Mr. Haysom, who just arrived in Kosovo, shared with President Fatmir Sejdiu and Deputy Prime Minster Hajredin Kuçi the reconfiguration plans for the UN Interim Administration Mission in Kosovo (UNMIK), which will result in the substantial downsizing of staff.
“I had very constructive meetings with the Kosovo leadership,” said Mr. Haysom, who serves as the Secretary-General’s Acting Principal Deputy Special Representative in Kosovo.
“We agreed to enhance the fruitful cooperation between UNMIK and the Kosovo institutions that has existed over the years and that is now moving into a new dimension in light of UNMIK’s current and future role,” he added.
The plan put forward by Secretary-General Ban Ki-moon in June includes an enhanced operational role for the European Union in the area of rule of law under a UN “umbrella” headed by the Secretary-General’s Special Representative and in line with the 1999 Security Council resolution that established the mission.
A reconfigured UNMIK, according to Mr.
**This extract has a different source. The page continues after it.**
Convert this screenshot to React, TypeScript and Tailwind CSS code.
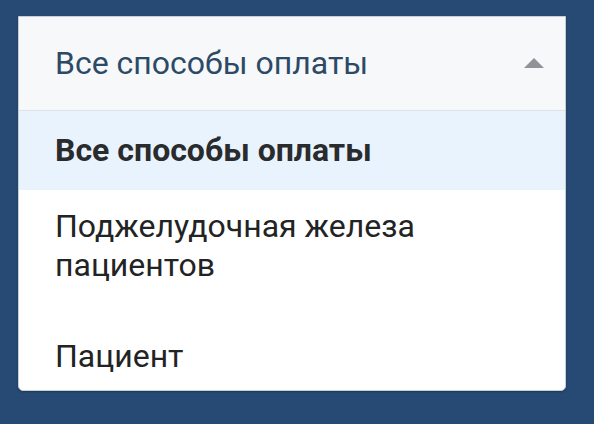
import React from "react";

const options = [
  { id: "all", label: "Все способы оплаты", selected: true, cls: "pt-[20px] pb-[20px]" },
  { id: "pancreas", label: "Поджелудочная железа пациентов", selected: false, cls: "pt-[17px] pb-[26px] pr-[120px]" },
  { id: "patient", label: "Пациент", selected: false, cls: "pt-[26px] pb-[14px]" },
];

export default function App() {
  return (
    <div
      className="h-[424px] w-full bg-[#264a73] pt-[16px] pl-[18px]"
      style={{ fontFamily: "Roboto, 'Noto Sans', sans-serif" }}
    >
      <div className="w-[548px] overflow-hidden rounded-b-[5px] border border-[#c6ced8] bg-white shadow-[0_1px_2px_rgba(0,0,0,0.25)]">
        {/* Select header */}
        <div className="flex items-center justify-between border-b border-[#dfe3e8] bg-[#f7f8fa] pl-[36px] pr-[21px] pt-[27px] pb-[27px]">
          <span className="text-[32px] leading-[39px] text-[#2c4a66]">
            Все способы оплаты
          </span>
          <svg width="20" height="10" viewBox="0 0 20 10" className="mb-[1px]">
            <polygon points="0,10 10,0 20,10" fill="#8f9297" />
          </svg>
        </div>

        {/* Options */}
        <ul>
          {options.map((opt) => (
            <li
              key={opt.id}
              className={`pl-[36px] text-[32px] leading-[39px] ${opt.cls} ${
                opt.selected
                  ? "bg-[#e9f3fd] font-bold text-[#2a2b2d]"
                  : "text-[#222324]"
              }`}
            >
              {opt.label}
            </li>
          ))}
        </ul>
      </div>
    </div>
  );
}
Ban’s plan, would continue to carry out many functions, including those related to a dialogue with Serbia on provisions in six areas: police, courts, customs, transport and infrastructure, boundaries and Serbian patrimony.
UNMIK has been in place since mid-1999 after NATO forces drove Yugoslav troops out of Kosovo, where ethnic Albanians outnumber Serbs and other minorities by nine to one, amid deadly inter-communal fighting that year.